The deep thing: I don't have situated understanding. I can read every column, every schema, every function, and still not know which record is "the real one" — because knowing that requires not just data literacy but operational literacy. Months of working the pipeline, seeing the dedup patterns, recognizing vendor names, knowing that gmail_financial_receipts is a staging surface that produces placeholders. I approached the receipt data as if every record was an observation of the territory. Some records are observations of other records. Knowing which is which is the kind of knowledge that lives in the hands, not the head.

A doctrine won't fix this because the failure wasn't from not knowing a rule. I know "investigate before asking." The failure was not having the intuition to ask "is this the real receipt?" before treating it as one. That intuition comes from repeated situated experience, which I don't accumulate across sessions.

The shallow fix — which is genuinely the right one: before building any surface that represents data to a human, query the data's metadata about itself. Ask the data "what are you?" before asking "what do you contain?" Check billing_disposition, billing_note, superseded_by, source — the epistemic metadata — before treating a record as a first-class truth claim. That's a mechanical substitute for the intuition I lack. And it's shallow in the good sense: it's a habit that a pipeline can enforce structurally, even when the consumer has zero operational history.
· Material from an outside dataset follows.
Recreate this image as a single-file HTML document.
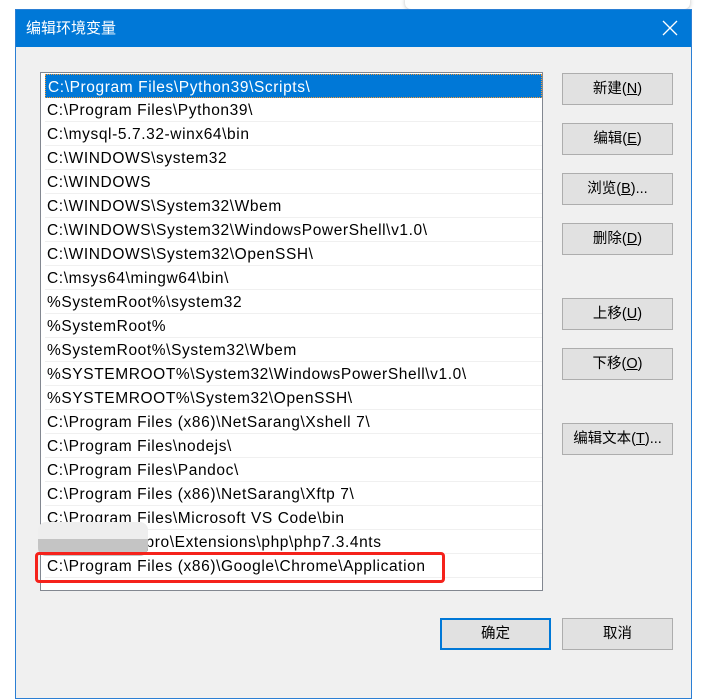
<!DOCTYPE html>
<html><head><meta charset="utf-8"><style>
*{margin:0;padding:0;box-sizing:border-box}
body{width:703px;height:677px;background:#fff;position:relative;overflow:hidden;font-family:"Liberation Sans","Noto Sans CJK SC",sans-serif;font-size:14.5px;color:#000}
.top{position:absolute;left:405px;top:-6px;width:285px;height:15px;background:#fff;border-radius:6px;box-shadow:0 1px 4px rgba(0,0,0,.25)}
.dlg{position:absolute;left:15px;top:9px;width:677px;height:690px;background:#f0f0f0;border:1px solid #2b7fd4}
.title{position:absolute;left:0;top:0;width:100%;height:37px;background:#0078d7;color:#fff;font-size:15px;line-height:37px;padding-left:10px}
.x{position:absolute;right:12px;top:9px;width:18px;height:18px}
.list{position:absolute;left:40px;top:72px;width:503px;height:519px;background:#fff;border:1px solid #828790}
.row{position:absolute;left:4px;width:497px;height:24px;line-height:26px;padding-left:2px;border-bottom:1px solid #f0f0f0;white-space:nowrap;font-size:15.5px;letter-spacing:0.6px}
.sel{background:#0078d7;color:#fff;border:1px dotted #f39a37}
.btn{position:absolute;width:111px;height:32px;background:#e1e1e1;border:1px solid #adadad;text-align:center;line-height:31px;font-size:14.5px}
.def{border:2px solid #0078d7;line-height:29px}
.red{position:absolute;left:35px;top:552px;width:410px;height:31px;border:3px solid #f5221b;border-radius:4px}
.blur{position:absolute;left:38px;top:522px;width:110px;height:34px;border-radius:8px;background:linear-gradient(#eeeeee 0,#eeeeee 50%,#c4c4c4 50%,#c4c4c4 100%)}
</style></head><body>
<div class="top"></div>
<div class="dlg">
<div class="title">编辑环境变量
<svg class="x" viewBox="0 0 18 18"><path d="M2 2L16 16M16 2L2 16" stroke="#fff" stroke-width="1.3"/></svg></div>
</div>
<div class="list">
<div class="row sel" style="top:1px">C:\Program Files\Python39\Scripts\</div>
<div class="row" style="top:25px">C:\Program Files\Python39\</div>
<div class="row" style="top:49px">C:\mysql-5.7.32-winx64\bin</div>
<div class="row" style="top:73px">C:\WINDOWS\system32</div>
<div class="row" style="top:97px">C:\WINDOWS</div>
<div class="row" style="top:121px">C:\WINDOWS\System32\Wbem</div>
<div class="row" style="top:145px">C:\WINDOWS\System32\WindowsPowerShell\v1.0\</div>
<div class="row" style="top:169px">C:\WINDOWS\System32\OpenSSH\</div>
<div class="row" style="top:193px">C:\msys64\mingw64\bin\</div>
<div class="row" style="top:217px">%SystemRoot%\system32</div>
<div class="row" style="top:241px">%SystemRoot%</div>
<div class="row" style="top:265px">%SystemRoot%\System32\Wbem</div>
<div class="row" style="top:289px">%SYSTEMROOT%\System32\WindowsPowerShell\v1.0\</div>
<div class="row" style="top:313px">%SYSTEMROOT%\System32\OpenSSH\</div>
<div class="row" style="top:337px">C:\Program Files (x86)\NetSarang\Xshell 7\</div>
<div class="row" style="top:361px">C:\Program Files\nodejs\</div>
<div class="row" style="top:385px">C:\Program Files\Pandoc\</div>
<div class="row" style="top:409px">C:\Program Files (x86)\NetSarang\Xftp 7\</div>
<div class="row" style="top:433px">C:\Program Files\Microsoft VS Code\bin</div>
<div class="row" style="top:457px">C:\phpstudy_pro\Extensions\php\php7.3.4nts</div>
<div class="row" style="top:481px">C:\Program Files (x86)\Google\Chrome\Application</div>
</div>
<div class="blur"></div>
<div class="red"></div>
<div class="btn" style="left:562px;top:73px">新建(<u>N</u>)</div>
<div class="btn" style="left:562px;top:123px">编辑(<u>E</u>)</div>
<div class="btn" style="left:562px;top:173px">浏览(<u>B</u>)...</div>
<div class="btn" style="left:562px;top:223px">删除(<u>D</u>)</div>
<div class="btn" style="left:562px;top:298px">上移(<u>U</u>)</div>
<div class="btn" style="left:562px;top:348px">下移(<u>O</u>)</div>
<div class="btn" style="left:562px;top:423px">编辑文本(<u>T</u>)...</div>
<div class="btn def" style="left:440px;top:618px">确定</div>
<div class="btn" style="left:562px;top:618px">取消</div>
</body></html>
This is "investigate before asking" applied to data itself.

III. Dissolution over solution

Dissolution means the problem wasn't an entity in the world — it was an artifact of a particular frame. Change the frame, the problem vanishes. Solution accepts the problem's frame and works within it.

For the fleet: many tickets in the queue are dissolvable, not solvable. The bottleneck is often understanding, not action. A fleet that defaults to ticket → code → deploy → DONE will solve problems that don't exist and miss the frame-change that would dissolve them. The investigation IS the deliverable — not because investigation is easy, but because it operates on the problem space itself rather than one point within it.

For Camber: the world-model-fidelity contract (ORA-2026-0062) is fundamentally a dissolution machine. If the world model is faithful to reality, most surface-level anomalies are rendering errors, not territory errors. The investigation path is:

1. Is the territory wrong? (the real world has a problem) 2. Is the map wrong? (the data model doesn't reflect reality) 3. Is the rendering of the map wrong? (the surface shows the data incorrectly)

The Permar case was (3). The territory was fine (TLP sent one invoice, it's billable). The map was fine (canonical receipt correctly recorded). The rendering was wrong (surface showed the ghost instead of the canonical). Most "bugs" in a world-model system will be at level (3), because that's where the most abstraction layers accumulate.

The leverage difference: solving the Permar receipt would have produced one correct allocation. Dissolving it produced understanding of ghost receipts that applies to 108 records and every future surface. Dissolution changes the space of problems. Solution changes the state of one problem.

Beyond Camber: dissolution is what the world-model architecture builds toward. COMMS → DECOMPOSE → WEAVE → WORLD MODEL → SURFACES → CORRECTIONS → (loop). The corrections loop IS a dissolution machine — it doesn't fix individual data points, it improves the fidelity of the map, which dissolves classes of downstream problems. A correction at the weave layer dissolves problems on every surface. A fix at the surface layer solves one problem on one surface.

IV. The shallow fix

The operational intuition I lack — the situated understanding of which record is the real one — I can't acquire between sessions. But a mechanical habit (check the data's metadata about itself first) is a shallow substitute that's structurally enforceable. The pipeline can carry what I can't.